------ Dataset entries

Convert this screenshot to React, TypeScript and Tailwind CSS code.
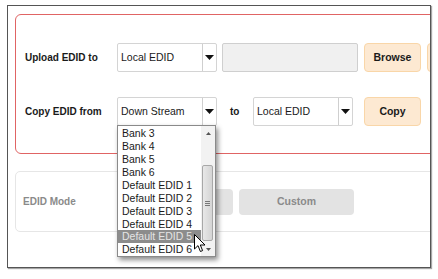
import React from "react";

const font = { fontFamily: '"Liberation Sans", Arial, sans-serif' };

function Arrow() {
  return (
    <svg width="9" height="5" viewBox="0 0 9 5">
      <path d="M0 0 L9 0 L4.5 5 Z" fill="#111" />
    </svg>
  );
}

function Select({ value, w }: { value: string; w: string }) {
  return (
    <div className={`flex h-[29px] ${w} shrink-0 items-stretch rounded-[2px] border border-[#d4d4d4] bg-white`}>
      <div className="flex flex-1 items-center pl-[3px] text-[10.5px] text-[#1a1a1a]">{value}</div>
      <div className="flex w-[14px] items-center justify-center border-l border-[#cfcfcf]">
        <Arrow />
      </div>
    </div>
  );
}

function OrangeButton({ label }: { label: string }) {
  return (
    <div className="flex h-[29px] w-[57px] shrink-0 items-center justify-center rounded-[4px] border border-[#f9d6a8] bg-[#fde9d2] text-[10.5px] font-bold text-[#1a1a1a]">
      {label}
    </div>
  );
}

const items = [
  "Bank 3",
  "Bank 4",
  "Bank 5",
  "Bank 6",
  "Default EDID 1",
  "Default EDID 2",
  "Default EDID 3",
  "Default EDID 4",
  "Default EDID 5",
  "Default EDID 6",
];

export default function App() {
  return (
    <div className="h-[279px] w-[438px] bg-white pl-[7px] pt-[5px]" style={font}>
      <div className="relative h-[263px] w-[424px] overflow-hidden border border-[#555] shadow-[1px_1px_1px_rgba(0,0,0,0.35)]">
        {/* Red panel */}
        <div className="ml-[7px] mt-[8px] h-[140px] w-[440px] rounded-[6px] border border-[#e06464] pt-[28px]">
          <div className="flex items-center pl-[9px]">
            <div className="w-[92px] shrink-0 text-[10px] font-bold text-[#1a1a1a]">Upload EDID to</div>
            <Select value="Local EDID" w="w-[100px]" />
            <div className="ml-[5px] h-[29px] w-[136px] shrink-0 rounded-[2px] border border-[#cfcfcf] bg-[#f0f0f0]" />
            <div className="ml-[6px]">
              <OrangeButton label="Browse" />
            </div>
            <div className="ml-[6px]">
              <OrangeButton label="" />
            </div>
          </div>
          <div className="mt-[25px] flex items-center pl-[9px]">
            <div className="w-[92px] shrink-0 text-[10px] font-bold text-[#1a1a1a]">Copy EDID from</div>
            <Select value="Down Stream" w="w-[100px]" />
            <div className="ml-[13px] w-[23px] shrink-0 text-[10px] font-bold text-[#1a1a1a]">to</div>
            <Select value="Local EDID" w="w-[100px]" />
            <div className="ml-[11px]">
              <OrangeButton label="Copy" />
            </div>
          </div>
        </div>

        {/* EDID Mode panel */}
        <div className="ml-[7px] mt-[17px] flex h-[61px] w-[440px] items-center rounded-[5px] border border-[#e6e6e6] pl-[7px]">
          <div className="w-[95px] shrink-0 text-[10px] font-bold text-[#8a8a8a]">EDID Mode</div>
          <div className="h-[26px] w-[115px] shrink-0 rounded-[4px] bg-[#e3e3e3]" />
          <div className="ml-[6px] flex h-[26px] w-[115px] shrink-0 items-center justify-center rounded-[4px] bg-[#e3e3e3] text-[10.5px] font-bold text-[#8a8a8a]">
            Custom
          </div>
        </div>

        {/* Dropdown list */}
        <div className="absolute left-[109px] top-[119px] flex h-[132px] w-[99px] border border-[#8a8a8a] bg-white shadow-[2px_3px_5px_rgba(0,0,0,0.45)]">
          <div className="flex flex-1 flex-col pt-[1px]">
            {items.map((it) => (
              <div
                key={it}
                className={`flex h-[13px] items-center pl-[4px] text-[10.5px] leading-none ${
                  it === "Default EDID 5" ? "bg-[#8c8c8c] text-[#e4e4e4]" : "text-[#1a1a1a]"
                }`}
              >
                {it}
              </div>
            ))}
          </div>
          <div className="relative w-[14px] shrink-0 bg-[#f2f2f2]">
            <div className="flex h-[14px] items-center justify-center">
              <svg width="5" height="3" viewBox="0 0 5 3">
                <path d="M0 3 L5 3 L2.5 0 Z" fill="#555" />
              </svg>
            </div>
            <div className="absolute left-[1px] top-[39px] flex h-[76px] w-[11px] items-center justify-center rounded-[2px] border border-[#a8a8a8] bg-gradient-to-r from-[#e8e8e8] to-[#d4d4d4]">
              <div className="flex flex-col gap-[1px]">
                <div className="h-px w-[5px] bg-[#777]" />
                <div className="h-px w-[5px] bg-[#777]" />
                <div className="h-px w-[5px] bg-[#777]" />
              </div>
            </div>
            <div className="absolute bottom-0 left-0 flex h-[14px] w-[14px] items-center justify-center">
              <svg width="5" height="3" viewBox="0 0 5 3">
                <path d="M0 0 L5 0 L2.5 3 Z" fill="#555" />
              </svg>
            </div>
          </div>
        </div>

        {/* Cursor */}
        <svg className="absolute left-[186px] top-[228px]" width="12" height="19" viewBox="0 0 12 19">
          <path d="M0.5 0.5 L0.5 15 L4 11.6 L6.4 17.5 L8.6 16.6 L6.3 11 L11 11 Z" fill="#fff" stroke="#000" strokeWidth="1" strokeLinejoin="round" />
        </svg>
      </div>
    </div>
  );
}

------------
------ Dataset entries

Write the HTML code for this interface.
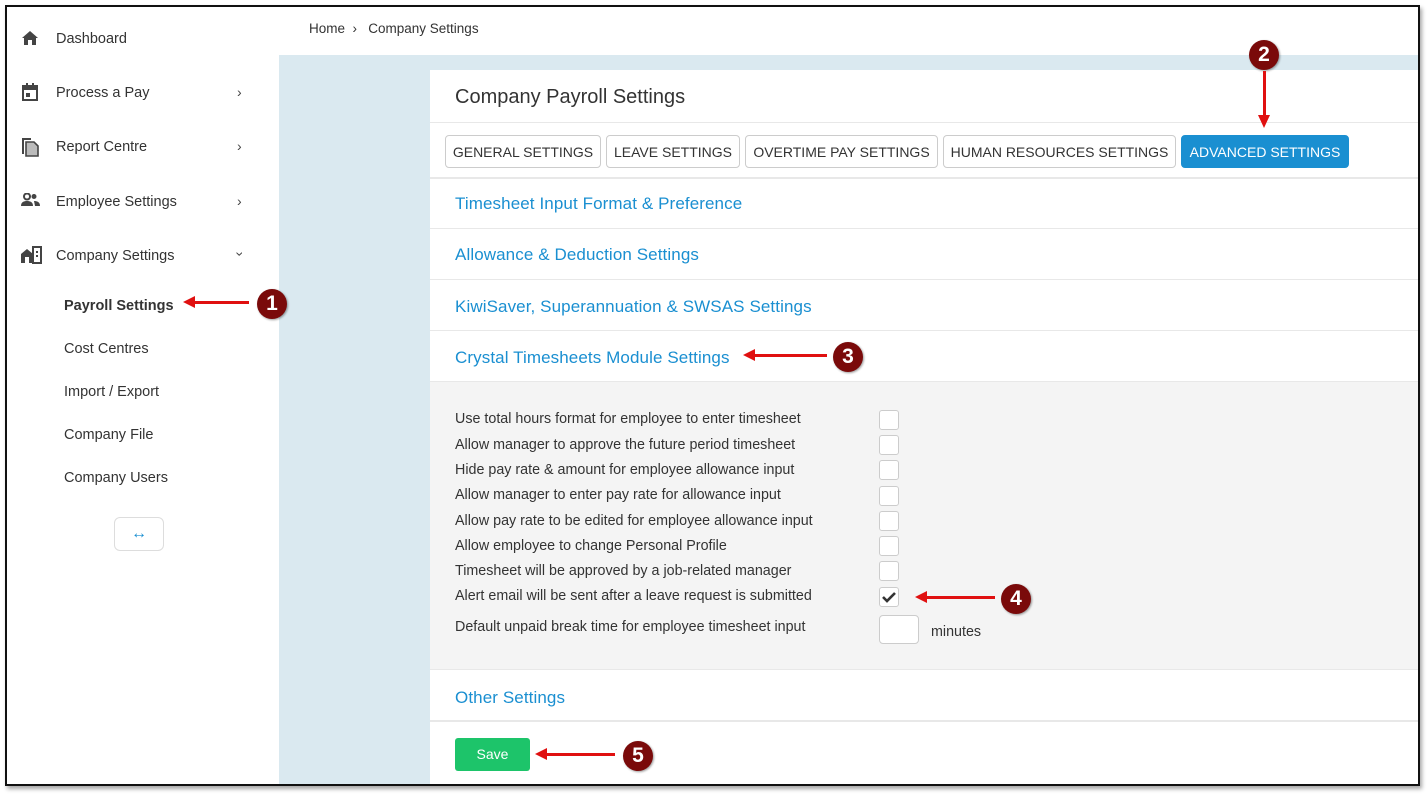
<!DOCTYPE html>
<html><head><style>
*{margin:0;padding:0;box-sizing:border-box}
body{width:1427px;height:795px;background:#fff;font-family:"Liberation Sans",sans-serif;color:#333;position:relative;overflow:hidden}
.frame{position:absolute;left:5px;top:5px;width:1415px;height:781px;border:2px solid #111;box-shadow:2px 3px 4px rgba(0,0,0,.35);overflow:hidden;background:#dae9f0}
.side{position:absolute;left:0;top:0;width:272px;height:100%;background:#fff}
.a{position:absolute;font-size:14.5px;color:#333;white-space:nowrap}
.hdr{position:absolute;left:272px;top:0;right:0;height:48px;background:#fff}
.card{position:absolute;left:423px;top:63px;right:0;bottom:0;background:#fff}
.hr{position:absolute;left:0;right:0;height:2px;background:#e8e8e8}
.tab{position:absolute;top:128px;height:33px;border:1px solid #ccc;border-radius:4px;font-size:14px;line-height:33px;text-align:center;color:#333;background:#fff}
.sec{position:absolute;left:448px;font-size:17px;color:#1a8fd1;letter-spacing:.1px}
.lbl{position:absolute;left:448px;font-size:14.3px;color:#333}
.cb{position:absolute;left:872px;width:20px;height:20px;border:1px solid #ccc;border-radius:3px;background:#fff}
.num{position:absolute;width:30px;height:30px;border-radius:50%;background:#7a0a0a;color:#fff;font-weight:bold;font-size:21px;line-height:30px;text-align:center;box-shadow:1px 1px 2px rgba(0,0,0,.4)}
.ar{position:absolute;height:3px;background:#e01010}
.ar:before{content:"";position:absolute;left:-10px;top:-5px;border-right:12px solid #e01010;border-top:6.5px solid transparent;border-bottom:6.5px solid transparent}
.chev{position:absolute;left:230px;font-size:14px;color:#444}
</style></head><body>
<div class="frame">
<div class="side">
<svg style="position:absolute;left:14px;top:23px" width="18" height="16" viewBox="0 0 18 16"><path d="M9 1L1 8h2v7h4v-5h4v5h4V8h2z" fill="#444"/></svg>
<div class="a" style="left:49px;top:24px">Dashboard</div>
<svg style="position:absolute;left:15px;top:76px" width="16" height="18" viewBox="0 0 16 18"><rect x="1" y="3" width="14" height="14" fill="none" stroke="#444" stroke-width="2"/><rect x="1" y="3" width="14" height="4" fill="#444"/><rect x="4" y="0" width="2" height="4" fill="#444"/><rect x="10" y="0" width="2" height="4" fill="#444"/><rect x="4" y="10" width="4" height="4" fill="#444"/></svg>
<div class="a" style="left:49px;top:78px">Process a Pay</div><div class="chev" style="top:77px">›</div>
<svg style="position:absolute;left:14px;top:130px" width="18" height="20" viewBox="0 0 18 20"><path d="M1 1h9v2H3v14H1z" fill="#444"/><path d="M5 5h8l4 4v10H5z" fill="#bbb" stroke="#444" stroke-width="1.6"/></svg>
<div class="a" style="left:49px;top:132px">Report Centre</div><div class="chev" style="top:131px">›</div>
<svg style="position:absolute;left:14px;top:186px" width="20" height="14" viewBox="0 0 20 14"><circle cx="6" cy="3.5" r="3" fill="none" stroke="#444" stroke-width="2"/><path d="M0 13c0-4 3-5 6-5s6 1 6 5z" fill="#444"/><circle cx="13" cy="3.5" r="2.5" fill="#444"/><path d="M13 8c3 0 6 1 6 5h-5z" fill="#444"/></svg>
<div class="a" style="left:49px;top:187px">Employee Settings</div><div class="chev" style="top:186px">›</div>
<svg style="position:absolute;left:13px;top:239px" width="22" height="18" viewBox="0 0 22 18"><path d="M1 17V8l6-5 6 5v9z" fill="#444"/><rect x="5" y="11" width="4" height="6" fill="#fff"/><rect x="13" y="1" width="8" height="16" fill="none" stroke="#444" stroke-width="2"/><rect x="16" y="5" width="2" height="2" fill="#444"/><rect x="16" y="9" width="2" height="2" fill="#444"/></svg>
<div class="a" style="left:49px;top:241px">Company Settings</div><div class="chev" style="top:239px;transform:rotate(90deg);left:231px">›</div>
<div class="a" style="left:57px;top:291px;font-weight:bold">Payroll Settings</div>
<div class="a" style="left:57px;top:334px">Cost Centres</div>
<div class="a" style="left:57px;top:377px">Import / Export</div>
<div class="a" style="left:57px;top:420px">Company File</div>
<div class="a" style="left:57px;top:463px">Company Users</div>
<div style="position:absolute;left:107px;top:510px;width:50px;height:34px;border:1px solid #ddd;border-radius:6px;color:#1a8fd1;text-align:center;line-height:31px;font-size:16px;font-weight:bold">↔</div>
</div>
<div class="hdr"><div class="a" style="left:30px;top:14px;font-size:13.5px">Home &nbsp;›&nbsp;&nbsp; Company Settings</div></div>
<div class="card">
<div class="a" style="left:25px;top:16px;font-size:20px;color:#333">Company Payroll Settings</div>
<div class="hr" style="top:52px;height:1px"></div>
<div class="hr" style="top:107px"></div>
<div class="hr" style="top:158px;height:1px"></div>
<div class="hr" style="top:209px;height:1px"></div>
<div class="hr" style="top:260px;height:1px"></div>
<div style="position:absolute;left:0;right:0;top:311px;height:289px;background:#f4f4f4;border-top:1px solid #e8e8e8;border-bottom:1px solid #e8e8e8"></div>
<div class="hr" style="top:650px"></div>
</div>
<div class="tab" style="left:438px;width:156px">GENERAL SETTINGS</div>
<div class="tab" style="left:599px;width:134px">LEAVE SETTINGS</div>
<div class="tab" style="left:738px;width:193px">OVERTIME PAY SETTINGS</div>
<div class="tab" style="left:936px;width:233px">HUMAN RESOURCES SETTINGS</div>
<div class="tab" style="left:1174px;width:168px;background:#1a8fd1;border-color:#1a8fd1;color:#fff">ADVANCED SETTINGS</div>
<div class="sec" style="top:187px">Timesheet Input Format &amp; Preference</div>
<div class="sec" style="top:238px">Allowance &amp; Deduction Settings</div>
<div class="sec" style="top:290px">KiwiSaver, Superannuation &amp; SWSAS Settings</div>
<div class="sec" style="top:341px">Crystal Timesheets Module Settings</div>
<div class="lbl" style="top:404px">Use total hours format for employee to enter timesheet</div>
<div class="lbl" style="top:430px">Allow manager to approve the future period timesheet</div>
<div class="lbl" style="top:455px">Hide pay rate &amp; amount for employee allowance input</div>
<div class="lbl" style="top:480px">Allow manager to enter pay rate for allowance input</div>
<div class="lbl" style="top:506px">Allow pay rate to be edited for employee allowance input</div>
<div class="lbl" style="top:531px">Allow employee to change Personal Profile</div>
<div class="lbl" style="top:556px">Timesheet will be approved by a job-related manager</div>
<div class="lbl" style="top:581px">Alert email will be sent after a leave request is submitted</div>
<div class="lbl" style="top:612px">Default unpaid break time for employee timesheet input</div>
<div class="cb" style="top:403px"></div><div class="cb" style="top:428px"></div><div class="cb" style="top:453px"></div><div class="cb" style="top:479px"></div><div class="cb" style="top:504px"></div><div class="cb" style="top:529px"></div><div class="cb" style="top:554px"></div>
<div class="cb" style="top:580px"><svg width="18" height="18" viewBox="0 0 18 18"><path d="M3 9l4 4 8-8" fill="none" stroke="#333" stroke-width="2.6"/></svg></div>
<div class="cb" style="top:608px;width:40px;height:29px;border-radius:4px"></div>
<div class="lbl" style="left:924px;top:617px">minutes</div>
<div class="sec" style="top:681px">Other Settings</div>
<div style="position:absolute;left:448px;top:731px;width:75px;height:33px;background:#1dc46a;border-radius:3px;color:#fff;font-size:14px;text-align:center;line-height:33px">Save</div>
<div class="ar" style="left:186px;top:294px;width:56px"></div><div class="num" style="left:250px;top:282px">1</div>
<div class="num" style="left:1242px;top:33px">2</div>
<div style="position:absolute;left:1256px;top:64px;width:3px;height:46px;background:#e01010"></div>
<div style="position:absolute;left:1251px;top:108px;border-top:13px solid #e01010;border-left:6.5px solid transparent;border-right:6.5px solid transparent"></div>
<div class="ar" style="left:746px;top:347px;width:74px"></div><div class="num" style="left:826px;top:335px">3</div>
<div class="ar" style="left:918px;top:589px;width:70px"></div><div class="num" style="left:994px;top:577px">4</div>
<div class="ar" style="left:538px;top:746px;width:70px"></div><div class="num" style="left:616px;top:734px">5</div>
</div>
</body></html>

------------

■ **What needs to be done**
Look through the listing above. Pick out each line with "React" and copy it.

■ **Complete output**
Convert this screenshot to React, TypeScript and Tailwind CSS code.
import React from "react";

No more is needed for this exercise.